I am told from reliable sources that there are some LAC organisations that won’t deal with access requests at all. Apparently, if you have a disability and walk into the office or call them they ask if you have an NDIS number. If you do not have an NDIS number they send you away and say come back when you have one. When challenged they say they are unable to assist with access requests forms and only assist once a person has been allocated an NDIS number.

The NDIS website says to go in. You go in and some won’t help until you have a number. You can’t get a number until you meet access. You can’t meet access until you send in your form. If you can’t understand the form or the process what do you do? If the LAC organisation won’t help who does?

Apparently some disability organisations might be able to assist but not everyone fits within their remit. There are advocacy groups that help with appeals but they are not funded to help with dealing with the access steps. What happens if upon don’t live near a LAC  or NDIS office? What happens if you are immobile and can’t get out and about much because – You need the NDIS funding to do that? What happens if you are from a CALD background and, god forbid, can’t even read what’s on the website. What happens if you have an intellectual disability and literacy issues and no support? Well for many you are just simply fucked. There are many, many people in this boat!

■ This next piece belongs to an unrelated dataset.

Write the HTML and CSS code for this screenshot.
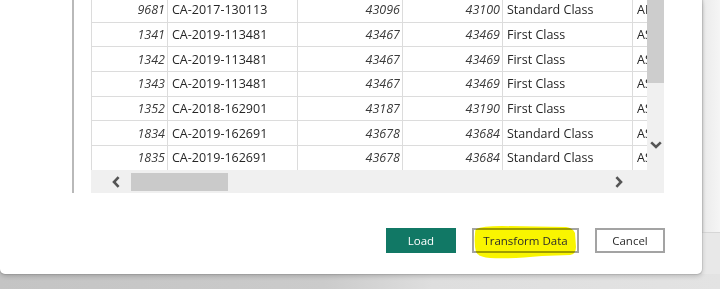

And that is the system we are dealing with. Australia’s premier disability program virtually in accessible for many right at the entry point. Don’t get me started about plan implementation for those that actually have a plan … That’s a novel in the waiting!

Feel free to scream with me.  Common NDIS, you have to do better. Make your system accessible!

PS: For the record, I rang the 1300 number for an access request form. I was promised one in 14 days. Four weeks later I am still waiting!